Question

In 1982 the U.S. Mint stopped making copper pennies and began phasing in pennies made of zinc plated with a thin layer of copper. If a 1990 penny weighs \(2.554 \mathrm{~g}\) and contains \(2.490 \mathrm{~g}\) zinc, what is the percent of copper in the coin?

Short answer

The penny is approximately 2.51% copper.

Step-by-step solution

Understand the Problem

We begin by identifying the known values. The total mass of a 1990 penny is given as \(2.554\, \text{g}\) and it contains \(2.490\, \text{g}\) of zinc. We are tasked with finding out the percent of copper in the penny.

Calculate the Mass of Copper

Subtract the mass of zinc from the total mass of the penny to find the mass of copper. The equation is: \(\text{mass of copper} = \text{total mass} - \text{mass of zinc}\). This gives us \(\text{mass of copper} = 2.554\, \text{g} - 2.490\, \text{g} = 0.064\, \text{g}\).
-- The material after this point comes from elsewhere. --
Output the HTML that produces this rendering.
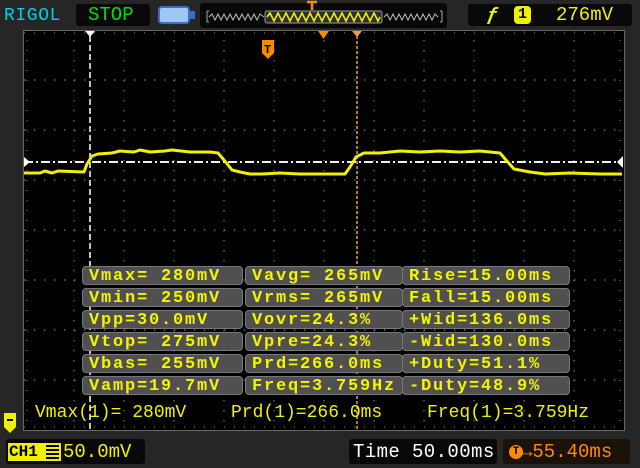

Calculate the Percent of Copper

The percentage of copper is calculated by dividing the mass of copper by the total mass of the penny and then multiplying by 100. So, \(\text{percent of copper} = \left(\frac{0.064}{2.554}\right) \times 100\).

Perform the Calculation

Perform the calculation: \(\left(\frac{0.064}{2.554}\right) \times 100 \approx 2.51\%\). This tells us that \(2.51\%\) of the penny is made of copper.

Key concepts

Mass Calculation

Mass calculation is a fundamental skill in chemistry and physical sciences. It involves determining the weight of different components within a compound or object.
For the 1990 penny, we start with the total mass and the mass of the zinc component. The total mass of the penny is given as 2.554 grams. The zinc within this penny weighs 2.490 grams.
To find the remaining mass, which is copper in this context, we simply subtract the zinc's mass from the total mass:

• Total mass = 2.554 grams
• Mass of zinc = 2.490 grams

So, the calculation is straightforward: \( \text{Mass of copper} = 2.554 - 2.490 = 0.064 \text{ grams} \).
This subtraction gives us the weight of the copper component in the penny. Understanding this step is essential because it serves as a basis for further calculations, like determining percentage composition.

Copper Content in Alloys

The copper content in alloys, such as those used in post-1982 pennies, can be quantified using the percent composition technique. This is important when analyzing the composition of various metal products.
In our example, the 1990 penny is an alloy primarily composed of zinc with a small percentage of copper. Once the mass of copper is known, which is 0.064 grams as calculated previously, determining its percentage in the overall penny is the next step.
The key formula here is:

• \( \text{Percent of copper} = \left( \frac{\text{Mass of copper}}{\text{Total mass of penny}} \right) \times 100 \)

Applying this to our numbers gives us: \( \left( \frac{0.064}{2.554} \right) \times 100 \approx 2.51\% \).
This calculation indicates that 2.51% of the penny's mass is copper. This concept helps understand the proportion of different metals in an alloy, which is crucial for various manufacturing and recycling processes.

Zinc Penny Composition

Understanding the composition of zinc pennies involves analyzing the different materials that make up these coins. Post-1982 pennies demonstrate a shift in composition due to economic reasons.
Originally made predominantly from copper, the change to zinc cores with copper plating reflected the need to reduce costs while maintaining functionality.
Zinc pennies consist of two main layers:

• A core that is largely made of zinc (making up the majority of the penny's mass).
• A thin outer layer of copper that does not significantly alter the penny's mass.

The transition from copper to zinc pennies underscored the importance of using more economical materials without sacrificing quality.
The knowledge of different metal compositions, particularly knowing that a modern penny is mostly zinc with minimal copper, helps in such calculations and adds to an understanding of shifts in material science based on economic drivers.